Health care brands are navigating a pandemic-era marketplace that is requiring them to create experiences that are as easy and enjoyable to use as Amazon and Netflix.
“Most health agencies are still living in the past,” said Michael McNamara, managing director of McKinney’s recently launched health and wellness practice, noting that many shops are under-utilizing marketing tools like data, social and technology. McNamara joined the division with the goal of modernizing the standard approach to health care advertising.
The pandemic served to accelerate trends that had been growing for years: self-diagnosis via the internet, telemedicine visits with physicians, peer-to-peer interactions between patients online, and at-home testing for everything from allergies to infections.
That’s led drug makers and wellness companies, along with their agencies, to consider new marketing methods.
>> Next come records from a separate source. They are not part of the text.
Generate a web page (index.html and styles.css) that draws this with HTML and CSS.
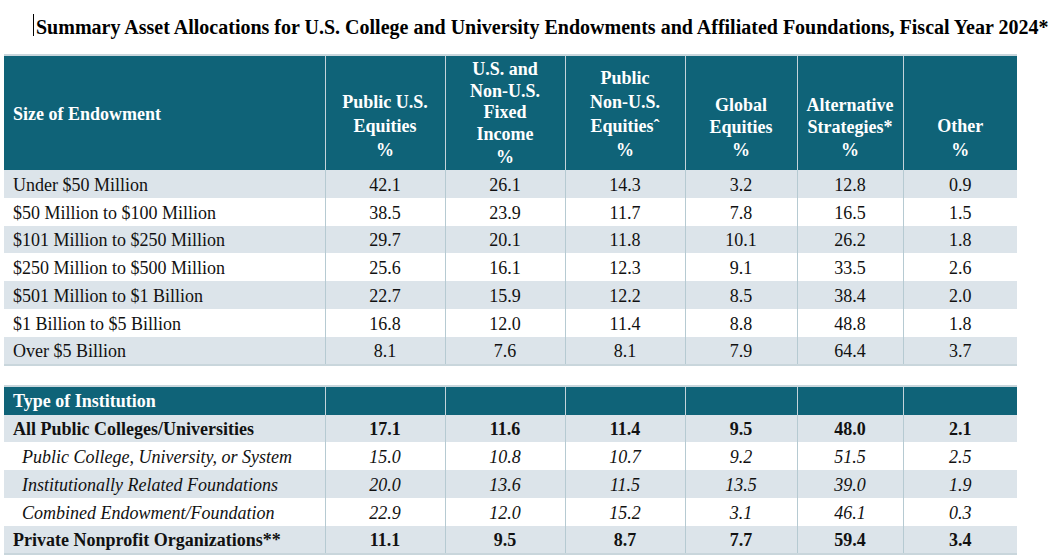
FILE: index.html
```html
<!DOCTYPE html>
<html>
<head>
<meta charset="utf-8">
<link rel="stylesheet" href="styles.css">
</head>
<body>
<div class="page">
  <h1 class="title"><span class="caret"></span>Summary Asset Allocations for U.S. College and University Endowments and Affiliated Foundations, Fiscal Year 2024*</h1>

  <table class="grid">
    <colgroup>
      <col class="c0"><col class="c1"><col class="c2"><col class="c3"><col class="c4"><col class="c5"><col class="c6">
    </colgroup>
    <thead>
      <tr class="head">
        <th class="first mid">Size of Endowment</th>
        <th><div class="lbl">Public U.S.<br>Equities</div><div class="pct">%</div></th>
        <th class="fi"><div class="lbl">U.S. and<br>Non-U.S.<br>Fixed<br>Income</div><div class="pct">%</div></th>
        <th><div class="lbl">Public<br>Non-U.S.<br>Equitiesˆ</div><div class="pct">%</div></th>
        <th><div class="lbl tight">Global<br>Equities</div><div class="pct">%</div></th>
        <th><div class="lbl tight">Alternative<br>Strategies*</div><div class="pct">%</div></th>
        <th><div class="lbl">Other</div><div class="pct">%</div></th>
      </tr>
    </thead>
    <tbody>
      <tr class="shade"><td class="first">Under $50 Million</td><td>42.1</td><td>26.1</td><td>14.3</td><td>3.2</td><td>12.8</td><td>0.9</td></tr>
      <tr><td class="first">$50 Million to $100 Million</td><td>38.5</td><td>23.9</td><td>11.7</td><td>7.8</td><td>16.5</td><td>1.5</td></tr>
      <tr class="shade"><td class="first">$101 Million to $250 Million</td><td>29.7</td><td>20.1</td><td>11.8</td><td>10.1</td><td>26.2</td><td>1.8</td></tr>
      <tr><td class="first">$250 Million to $500 Million</td><td>25.6</td><td>16.1</td><td>12.3</td><td>9.1</td><td>33.5</td><td>2.6</td></tr>
      <tr class="shade"><td class="first">$501 Million to $1 Billion</td><td>22.7</td><td>15.9</td><td>12.2</td><td>8.5</td><td>38.4</td><td>2.0</td></tr>
      <tr><td class="first">$1 Billion to $5 Billion</td><td>16.8</td><td>12.0</td><td>11.4</td><td>8.8</td><td>48.8</td><td>1.8</td></tr>
      <tr class="shade"><td class="first">Over $5 Billion</td><td>8.1</td><td>7.6</td><td>8.1</td><td>7.9</td><td>64.4</td><td>3.7</td></tr>
    </tbody>
  </table>

  <table class="grid second">
    <colgroup>
      <col class="c0"><col class="c1"><col class="c2"><col class="c3"><col class="c4"><col class="c5"><col class="c6">
    </colgroup>
    <thead>
      <tr class="subhead">
        <th class="first">Type of Institution</th><th></th><th></th><th></th><th></th><th></th><th></th>
      </tr>
    </thead>
    <tbody>
      <tr class="shade strong"><td class="first">All Public Colleges/Universities</td><td>17.1</td><td>11.6</td><td>11.4</td><td>9.5</td><td>48.0</td><td>2.1</td></tr>
      <tr class="sub"><td class="first">Public College, University, or System</td><td>15.0</td><td>10.8</td><td>10.7</td><td>9.2</td><td>51.5</td><td>2.5</td></tr>
      <tr class="shade sub"><td class="first">Institutionally Related Foundations</td><td>20.0</td><td>13.6</td><td>11.5</td><td>13.5</td><td>39.0</td><td>1.9</td></tr>
      <tr class="sub"><td class="first">Combined Endowment/Foundation</td><td>22.9</td><td>12.0</td><td>15.2</td><td>3.1</td><td>46.1</td><td>0.3</td></tr>
      <tr class="shade strong"><td class="first">Private Nonprofit Organizations**</td><td>11.1</td><td>9.5</td><td>8.7</td><td>7.7</td><td>59.4</td><td>3.4</td></tr>
    </tbody>
  </table>
</div>
</body>
</html>
```

FILE: styles.css
```css
html, body {
  margin: 0;
  padding: 0;
  background: #ffffff;
}

.page {
  padding: 0 0 0 4px;
  font-family: "Liberation Serif", "Times New Roman", serif;
  color: #111111;
}

.title {
  margin: 0 0 16px 29px;
  padding-top: 16px;
  font-size: 20px;
  line-height: 22px;
  font-weight: bold;
  white-space: nowrap;
  color: #000000;
}

.caret {
  display: inline-block;
  width: 1px;
  height: 22px;
  background: #000000;
  vertical-align: top;
  margin-top: -2px;
  margin-right: 2px;
}

.grid {
  border-collapse: collapse;
  table-layout: fixed;
  width: 1013px;
  font-size: 18px;
  border-top: 2px solid #c9d6dc;
  border-bottom: 2px solid #c9d6dc;
}

.second {
  margin-top: 19px;
}

.c0 { width: 321px; }
.c1 { width: 120px; }
.c2 { width: 120px; }
.c3 { width: 120px; }
.c4 { width: 112px; }
.c5 { width: 106px; }
.c6 { width: 114px; }

.grid th,
.grid td {
  border-left: 1px solid #b6cad2;
  padding: 0;
  text-align: center;
}

.grid th:first-child,
.grid td:first-child {
  border-left: none;
}

.head th {
  height: 106px;
  background: #0f6378;
  color: #ffffff;
  font-weight: bold;
  vertical-align: bottom;
  padding-bottom: 8px;
  border-left-color: #c3d3da;
}

.head th.mid {
  vertical-align: middle;
  padding-bottom: 0;
  padding-top: 2px;
}

.lbl {
  line-height: 24px;
}

.lbl.tight {
  line-height: 22px;
}

.pct {
  line-height: 24px;
}

.head th.fi {
  padding-bottom: 1px;
}

.head th.fi .lbl {
  line-height: 21.5px;
}

.grid th.first,
.grid td.first {
  text-align: left;
  padding-left: 9px;
}

.grid td {
  height: 27.8px;
  line-height: 20px;
  vertical-align: middle;
  padding-top: 2px;
  box-sizing: border-box;
}

.shade td {
  background: #dce4ea;
}

.subhead th {
  height: 28px;
  background: #0f6378;
  color: #ffffff;
  font-weight: bold;
  line-height: 20px;
  border-left-color: #c3d3da;
}

.strong td {
  font-weight: bold;
}

.sub td {
  font-style: italic;
}

.sub td.first {
  padding-left: 18px;
}
```
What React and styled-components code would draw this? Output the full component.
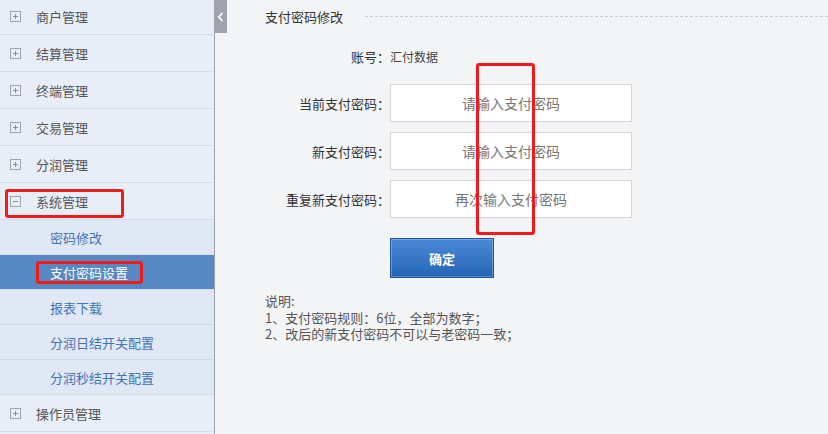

They are reaching out to social media influencers, working with disease-specific informational websites and using data to pinpoint and customize communications timed to where the patient is in his or her “health journey”—from prevention to diagnosis to cure.
“People have come to realize that patients are becoming doctors themselves,” said McNamara. “People aren’t making decisions for their health based on all experts’ help. They’re making decisions based on what they learn and what they experience.”
The challenge for the industry is meeting the expectations of this empowered consumer. “Because patients are less willing to wait and possess more knowledge about themselves, they now have the same expectation for a medicine or a health app,” said McNamara. “The experience with that brand must be as good as it is when they use Amazon Prime and Netflix.”